The University of Akron received Boder’s work in 1967 and archived some of the material, but it wasn’t until a recent project to digitize the recordings got underway that the lost work was found. A spool in a tin box was mislabeled or misread. Instead of Heroville Songs, it should have read Henonville Songs.

“Forty-eight spools arrived at UA in 1967, but we had no way to listen to them, wire recorders weren’t being manufactured anymore, and none of the wire recorders in our collection were compatible. We couldn’t find any in working order,” Baker said. “But members of our staff, on their own, scoured eBay and salvaged used parts and after many years, put together a functional wire recorder.”

Jamie Newhall, a senior multi media producer at UA, led the search for a compatible recorder.

“We had the machine from the collection. I tried to repair it and had it working for a while but it wasn’t stable,” he said. “I didn’t want to modify it because it was part of the collection.”

After a year, his co-worker, Litsa Varonis, spotted a unit on eBay, purchased it and donated it to the university.

“I took the parts out that I needed and rebuilt it using new parts, so instead of vacuum tubes it now uses modern electronics,” Newhall said.

From there, Jon Endres, a mutimedia specialist with UA’s Drs.

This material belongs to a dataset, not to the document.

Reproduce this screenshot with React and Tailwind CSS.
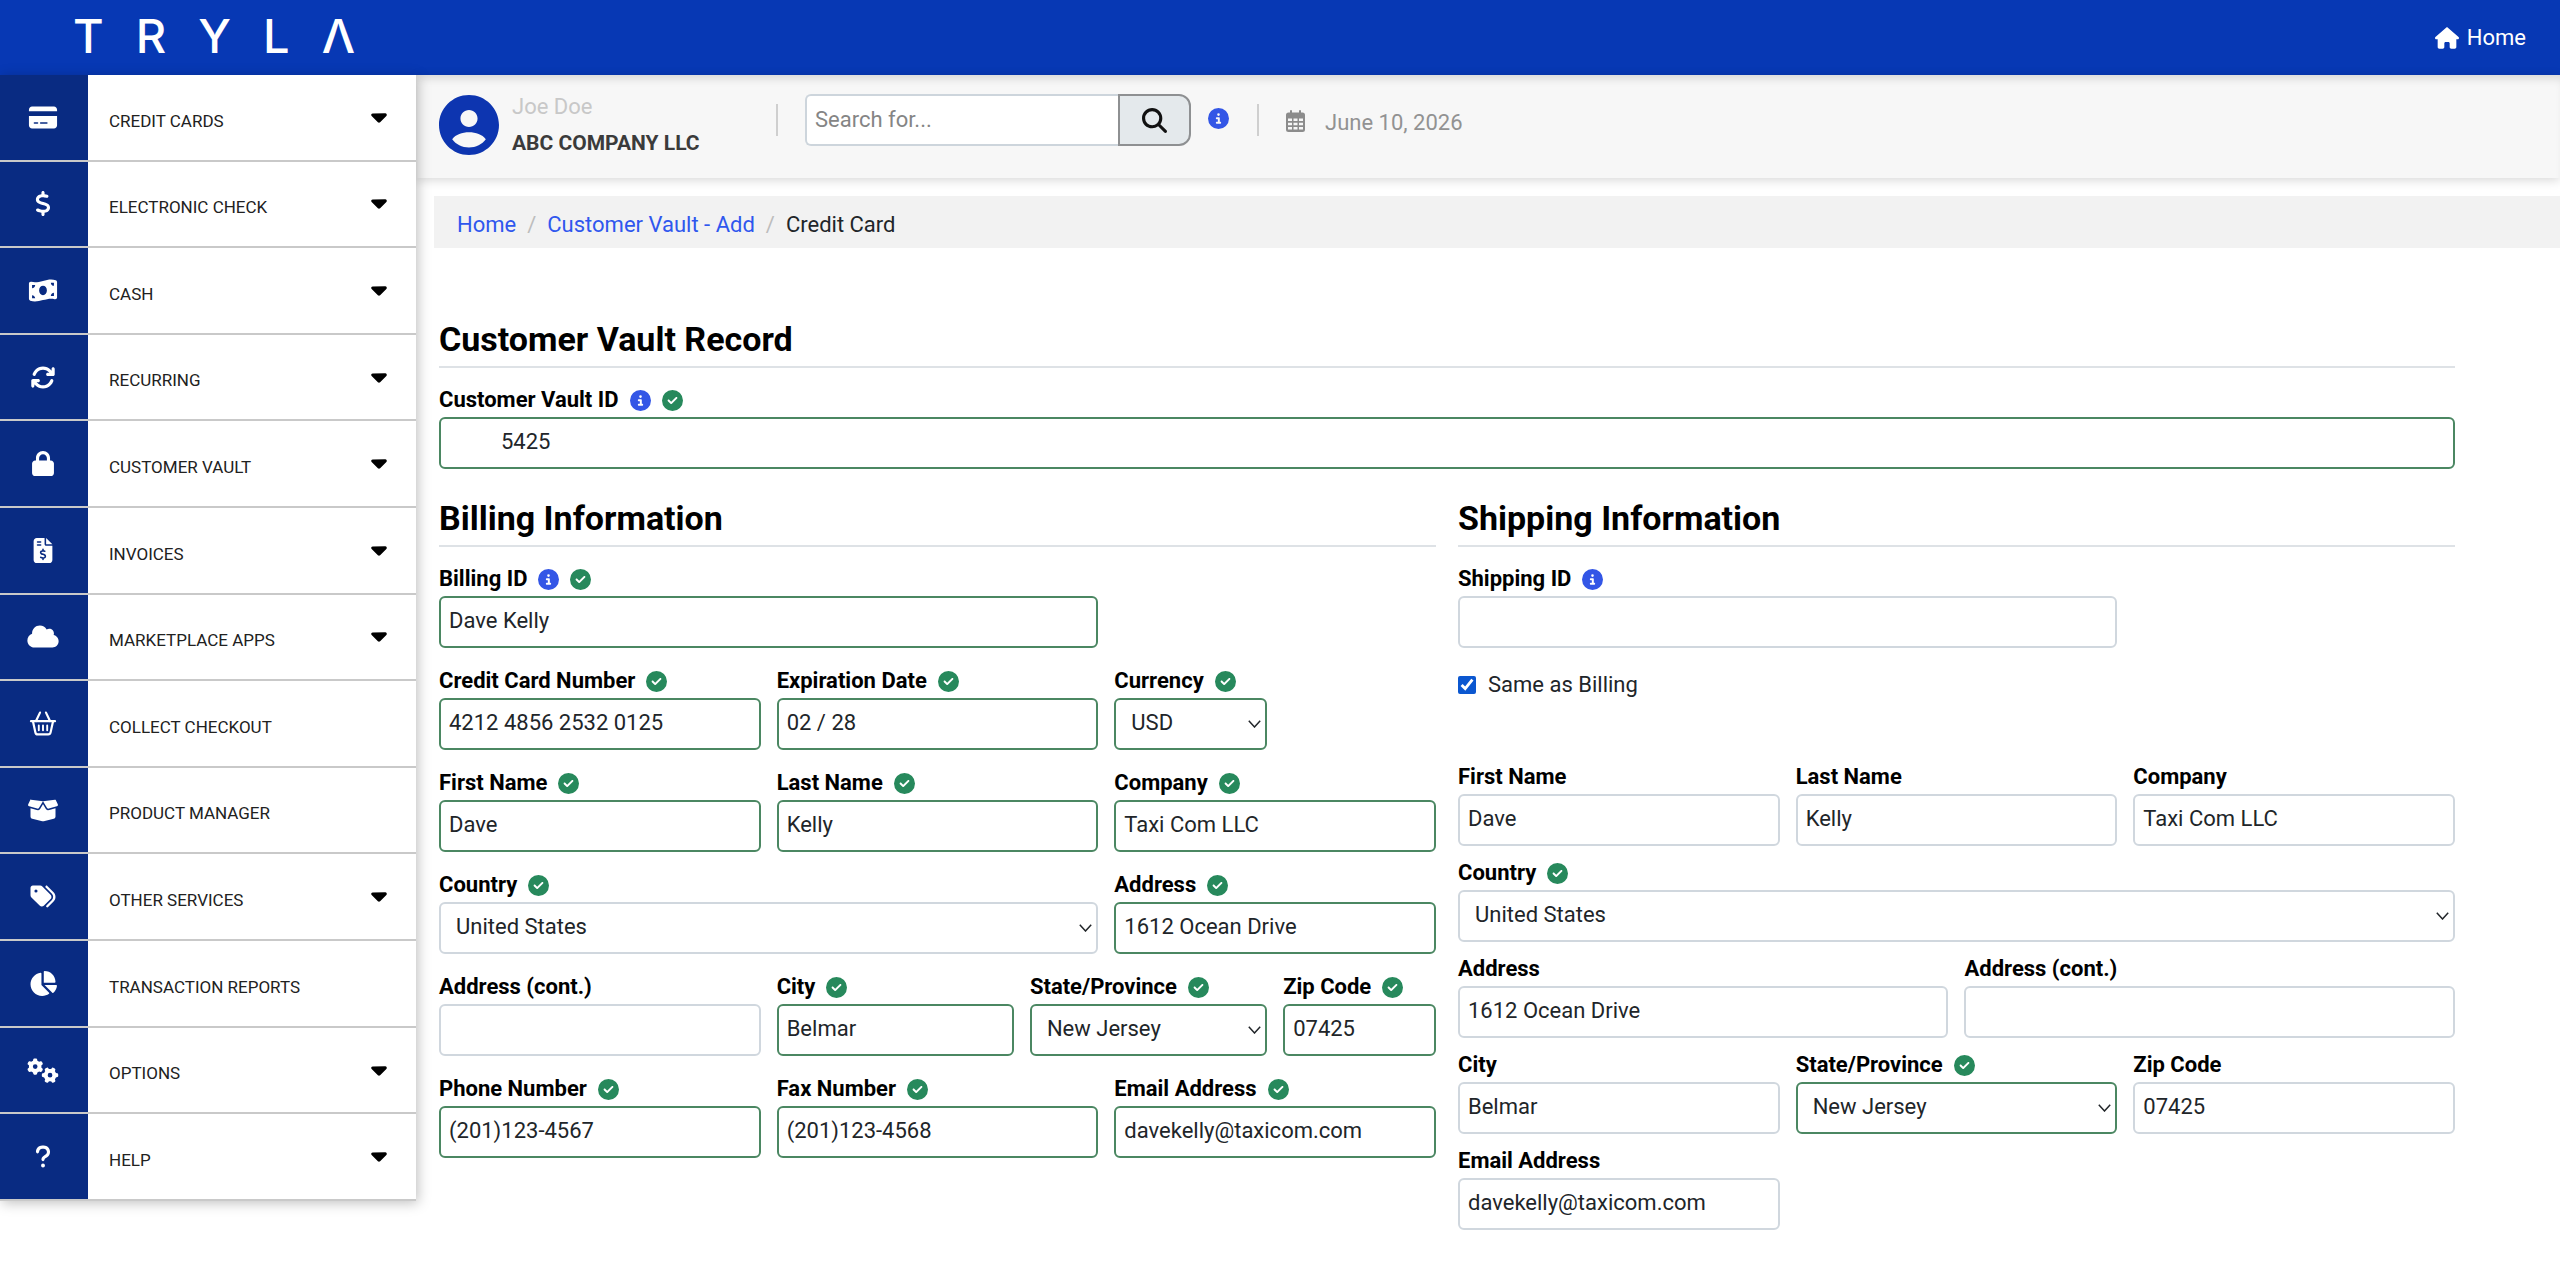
import React, { useState } from 'react';
import clsx from 'clsx';
import {
    FaArrowsRotate,
    FaBoxOpen,
    FaCaretDown,
    FaChartPie,
    FaCircleCheck,
    FaCircleInfo,
    FaCloud,
    FaCreditCard,
    FaDollarSign,
    FaFileInvoiceDollar,
    FaGears,
    FaHouse,
    FaLock,
    FaMagnifyingGlass,
    FaMoneyBillWave,
    FaQuestion,
    FaTags,
} from 'react-icons/fa6';

function BasketIcon({ className }) {
    return (
        <svg viewBox="0 0 28 25" fill="none" stroke="currentColor" strokeLinecap="round" strokeLinejoin="round" className={className}>
            <path d="M2 10.2h24" strokeWidth="2.2" />
            <path d="M7 10 11 1.6M21 10 17 1.6" strokeWidth="2.2" />
            <path d="M4 10.5 6.4 21.4Q6.8 23.4 8.8 23.4H19.2Q21.2 23.4 21.6 21.4L24 10.5" strokeWidth="2.2" />
            <path d="M9.8 14.4v4.8M14 14.4v4.8M18.2 14.4v4.8" strokeWidth="1.9" />
        </svg>
    );
}

function CalendarIcon({ className }) {
    return (
        <svg viewBox="0 0 19 22" width="19" height="22" fill="currentColor" className={className}>
            <rect x="4" y="0" width="2" height="5" rx="1" />
            <rect x="13" y="0" width="2" height="5" rx="1" />
            <path fillRule="evenodd" d="M2.5 2.5h14A2.5 2.5 0 0 1 19 5v14.500a2.500 2.500 0 0 1-2.500 2.500h-14A2.500 2.500 0 0 1 0 19.500V5a2.500 2.500 0 0 1 2.500-2.500zM2 8.500v2.500h4V8.500zM7.500 8.500v2.500h4V8.500zM13 8.500v2.500h4V8.500zM2 12.800v2.500h4v-2.500zM7.500 12.800v2.500h4v-2.500zM13 12.800v2.500h4v-2.500zM2 17.100v2.500h4v-2.500zM7.500 17.100v2.500h4v-2.500zM13 17.100v2.500h4v-2.500z" />
        </svg>
    );
}

function Avatar() {
    return (
        <svg viewBox="2 2 20 20" className="w-15 h-15 shrink-0 text-[#0d35b0]" fill="currentColor">
            <path d="M12 2C6.480 2 2 6.480 2 12s4.480 10 10 10 10-4.480 10-10S17.520 2 12 2zm0 5c1.600 0 2.850 1.300 2.850 2.850S13.600 12.700 12 12.700 9.150 11.400 9.150 9.850 10.400 7 12 7zm0 12.500c-2.300 0-4.400-1.050-5.600-2.750 1.200-1.650 3.300-2.350 5.600-2.350s4.400.7 5.600 2.350c-1.200 1.700-3.300 2.750-5.600 2.750z" />
        </svg>
    );
}

const MENU = [
    { label: 'CREDIT CARDS', icon: FaCreditCard, open: true },
    { label: 'ELECTRONIC CHECK', icon: FaDollarSign, open: true },
    { label: 'CASH', icon: FaMoneyBillWave, open: true },
    { label: 'RECURRING', icon: FaArrowsRotate, open: true },
    { label: 'CUSTOMER VAULT', icon: FaLock, open: true },
    { label: 'INVOICES', icon: FaFileInvoiceDollar, open: true },
    { label: 'MARKETPLACE APPS', icon: FaCloud, open: true },
    { label: 'COLLECT CHECKOUT', icon: BasketIcon },
    { label: 'PRODUCT MANAGER', icon: FaBoxOpen },
    { label: 'OTHER SERVICES', icon: FaTags, open: true },
    { label: 'TRANSACTION REPORTS', icon: FaChartPie },
    { label: 'OPTIONS', icon: FaGears, open: true },
    { label: 'HELP', icon: FaQuestion, open: true },
];

const SPANS = {
    2: 'col-span-2',
    3: 'col-span-3',
    4: 'col-span-4',
    6: 'col-span-6',
    8: 'col-span-8',
    12: 'col-span-12',
};

function Field({ id, label, value = '', span = 4, info, checked, valid = checked, select, indent }) {
    const [val, setVal] = useState(value);
    const box = clsx(
        'w-full h-[52px] pb-1 rounded-md border-2 bg-white text-[22px] text-[#212529] outline-none',
        valid ? 'border-[#4b8762]' : 'border-[#d0d7de]'
    );

    return (
        <div className={SPANS[span]}>
            <div className="flex items-center gap-[11px] h-[34px]">
                <label htmlFor={id} className="font-bold text-black leading-[34px]">{label}</label>
                {info && <FaCircleInfo className="w-[21px] h-[21px] text-[#3356e6]" />}
                {checked && <FaCircleCheck className="w-[21px] h-[21px] text-[#27895c]" />}
            </div>
            {select ? (
                <div className="relative">
                    <select id={id} value={val} onChange={(e) => setVal(e.target.value)} className={clsx(box, 'appearance-none pl-[15px] pr-8')}>
                        <option>{value}</option>
                    </select>
                    <svg viewBox="0 0 13 8" className="absolute right-1.5 top-[22px] w-[13px] h-2 pointer-events-none" fill="none" stroke="#212529" strokeWidth="1.5">
                        <path d="M.8.8 6.500 7 12.200.8" />
                    </svg>
                </div>
            ) : (
                <input id={id} type="text" value={val} onChange={(e) => setVal(e.target.value)} className={clsx(box, indent ? 'pl-15' : 'pl-2')} />
            )}
        </div>
    );
}

function Heading({ children }) {
    return (
        <h2 className="text-[34px] leading-[42px] font-bold text-black pb-1.5 border-b-2 border-[#dee2e6] mb-[15px]">{children}</h2>
    );
}

function Sidebar() {
    return (
        <nav className="w-[416px] min-h-[89vh] shrink-0 self-start flex flex-col bg-white shadow-[2px_2px_12px_rgba(0,0,0,0.25)] z-10">
            {MENU.map(({ label, icon: Icon, open }) => (
                <a key={label} href="#" className="flex-1 flex items-stretch border-b-2 border-[#c9c9c9]">
                    <span className="w-22 flex items-center justify-center bg-[#092b82] text-white pr-[3px]">
                        <Icon className="w-8 h-[25px]" />
                    </span>
                    <span className="flex-1 flex items-center justify-between pl-[21px] pr-[29px]">
                        <span className="text-[17px] text-[#212121] pt-2">{label}</span>
                        {open && <FaCaretDown className="w-4 h-[25px] text-black mb-0.5" />}
                    </span>
                </a>
            ))}
        </nav>
    );
}

function TopBar() {
    return (
        <header className="h-[75px] flex items-center justify-between bg-[#0738b4] pl-[73px] pr-[34px] text-white">
            <a href="#" aria-label="TRYLA" className="w-[282px] pb-1 flex justify-between font-[Inter,sans-serif] text-[47px] leading-none font-medium">
                {['T', 'R', 'Y', 'L', 'Λ'].map((c) => (
                    <span key={c}>{c}</span>
                ))}
            </a>
            <a href="#" className="flex items-center gap-2">
                <FaHouse className="w-6 h-[22px]" />
                <span>Home</span>
            </a>
        </header>
    );
}

function UserBar() {
    return (
        <div className="h-[103px] flex items-start pt-3.5 pl-[23px] bg-[#f7f7f7] shadow-[0_2px_10px_rgba(0,0,0,0.16),inset_0_8px_8px_-4px_rgba(0,0,0,0.12)]">
            <div className="w-[337px] flex items-center gap-[13px]">
                <Avatar />
                <div className="leading-9">
                    <div className="text-[#c8c8c8]">Joe Doe</div>
                    <div className="font-bold text-[#3b3b3b] text-[21px]">ABC COMPANY LLC</div>
                </div>
            </div>
            <div className="flex items-center pt-[5px]">
                <div className="w-0.5 h-8 bg-[#cfcfcf]" />
                <form className="flex ml-[27px] h-[52px]" onSubmit={(e) => e.preventDefault()}>
                    <input
                        type="text"
                        aria-label="Search"
                        placeholder="Search for..."
                        className="w-[313px] pl-2 pb-0.5 rounded-l-md border-2 border-r-0 border-[#cdd5dc] bg-white placeholder:text-[#858585] outline-none"
                    />
                    <button type="submit" aria-label="Search" className="w-[73px] flex items-center justify-center rounded-r-xl border-2 border-[#8e9092] bg-[#e4e9ec] text-[#111]">
                        <FaMagnifyingGlass className="text-[25px]" />
                    </button>
                </form>
                <FaCircleInfo className="w-[21px] h-[21px] ml-[17px] mb-1 text-[#3356e6]" />
                <div className="w-0.5 h-8 ml-[28px] bg-[#cfcfcf]" />
                <CalendarIcon className="ml-[27px] mt-0.5 text-[#8c8c8c]" />
                <span className="ml-5 pt-1 text-[#929292]">June 10, 2026</span>
            </div>
        </div>
    );
}

function Breadcrumb() {
    return (
        <nav className="mt-[18px] ml-[18px] h-[52px] pl-[23px] pt-1 flex items-center gap-[11px] bg-[#f2f2f2]">
            <a href="#" className="text-[#2f57ee]">Home</a>
            <span className="text-[#bdbdbd]">/</span>
            <a href="#" className="text-[#2f57ee]">Customer Vault - Add</a>
            <span className="text-[#bdbdbd]">/</span>
            <span className="text-[#212529]">Credit Card</span>
        </nav>
    );
}

export default function App() {
    const [same, setSame] = useState(true);

    return (
        <div className="min-h-screen bg-white font-[Roboto,sans-serif] text-[22px]">
            <TopBar />
            <div className="flex">
                <Sidebar />
                <main className="flex-1 min-w-0">
                    <UserBar />
                    <Breadcrumb />
                    <div className="pl-[23px] pr-[105px] pt-[70px]">
                        <Heading>Customer Vault Record</Heading>
                        <div className="grid grid-cols-12">
                            <Field id="vault-id" label="Customer Vault ID" value="5425" span={12} info checked indent />
                        </div>
                        <div className="grid grid-cols-2 gap-x-[22px] mt-7">
                            <section>
                                <Heading>Billing Information</Heading>
                                <div className="grid grid-cols-12 gap-4">
                                    <Field id="billing-id" label="Billing ID" value="Dave Kelly" span={8} info checked />
                                    <div className="col-span-4" />
                                    <Field id="card" label="Credit Card Number" value="4212 4856 2532 0125" checked />
                                    <Field id="exp" label="Expiration Date" value="02 / 28" checked />
                                    <Field id="currency" label="Currency" value="USD" span={2} select checked />
                                    <div className="col-span-2" />
                                    <Field id="b-first" label="First Name" value="Dave" checked />
                                    <Field id="b-last" label="Last Name" value="Kelly" checked />
                                    <Field id="b-company" label="Company" value="Taxi Com LLC" checked />
                                    <Field id="b-country" label="Country" value="United States" span={8} select checked valid={false} />
                                    <Field id="b-address" label="Address" value="1612 Ocean Drive" checked />
                                    <Field id="b-address2" label="Address (cont.)" />
                                    <Field id="b-city" label="City" value="Belmar" span={3} checked />
                                    <Field id="b-state" label="State/Province" value="New Jersey" span={3} select checked />
                                    <Field id="b-zip" label="Zip Code" value="07425" span={2} checked />
                                    <Field id="b-phone" label="Phone Number" value="(201)123-4567" checked />
                                    <Field id="b-fax" label="Fax Number" value="(201)123-4568" checked />
                                    <Field id="b-email" label="Email Address" value="davekelly@taxicom.com" checked />
                                </div>
                            </section>
                            <section>
                                <Heading>Shipping Information</Heading>
                                <div className="grid grid-cols-12 gap-4">
                                    <Field id="shipping-id" label="Shipping ID" span={8} info />
                                </div>
                                <div className="flex items-center gap-3 mt-5 mb-[58px]">
                                    <input id="same" type="checkbox" checked={same} onChange={() => setSame(!same)} className="w-[18px] h-[18px] accent-[#0b57d0]" />
                                    <label htmlFor="same" className="leading-[34px] text-[#212529]">Same as Billing</label>
                                </div>
                                <div className="grid grid-cols-12 gap-x-4 gap-y-2.5">
                                    <Field id="s-first" label="First Name" value="Dave" />
                                    <Field id="s-last" label="Last Name" value="Kelly" />
                                    <Field id="s-company" label="Company" value="Taxi Com LLC" />
                                    <Field id="s-country" label="Country" value="United States" span={12} select checked valid={false} />
                                    <Field id="s-address" label="Address" value="1612 Ocean Drive" span={6} />
                                    <Field id="s-address2" label="Address (cont.)" span={6} />
                                    <Field id="s-city" label="City" value="Belmar" />
                                    <Field id="s-state" label="State/Province" value="New Jersey" select checked />
                                    <Field id="s-zip" label="Zip Code" value="07425" />
                                    <Field id="s-email" label="Email Address" value="davekelly@taxicom.com" />
                                </div>
                            </section>
                        </div>
                    </div>
                </main>
            </div>
        </div>
    );
}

Nicholas and Dorothy Cummings Center for the History of Psychology, was able to put the recordings into a digital format.

“It took me a few days to get comfortable enough to digitize them because they are very fragile and I didn’t want to destroy history,” Endres said. “We shared the recording with the national Holocaust Museum in Washington. D.C., which translated them and put them in historical context for us. For me I had the honor of hearing something for the first time in 70 years and [to] actually bring someone’s voice out of the darkness and bring them back into the historical record is the coolest thing when it comes to this story … to bring people back to a time that maybe we should be reminded of our history.”

Five of the recordings are in Yiddish and one is in German.

Baker said the most informative pieces were two songs sung by a woman named Guta Frank, who survived several Polish ghettos and at least two concentration camps, according to information from the Holocaust Museum.

One was an introduction to Undzer shtetl brent, a mainstay of commemoration ceremonies. Frank says the song had been sung by the composer’s daughter in the cellars of the Krakow ghetto to inspire the people to rebel against the Germans. Frank altered the song’s original refrain from “our village is burning” to “the Jewish people are burning.” Her second song, Unser Lager steht am Waldesrande, was the anthem sung by those in a forced labor camp going to and from the work sites.

“It’s the most significant discovery from our collections in our 52-year history, ” said Baker. “That we could give the world the melody to a song sung by those sentenced to their death through forced labor during one of the most unspeakable horrors and trauma of the 20th century is remarkable.”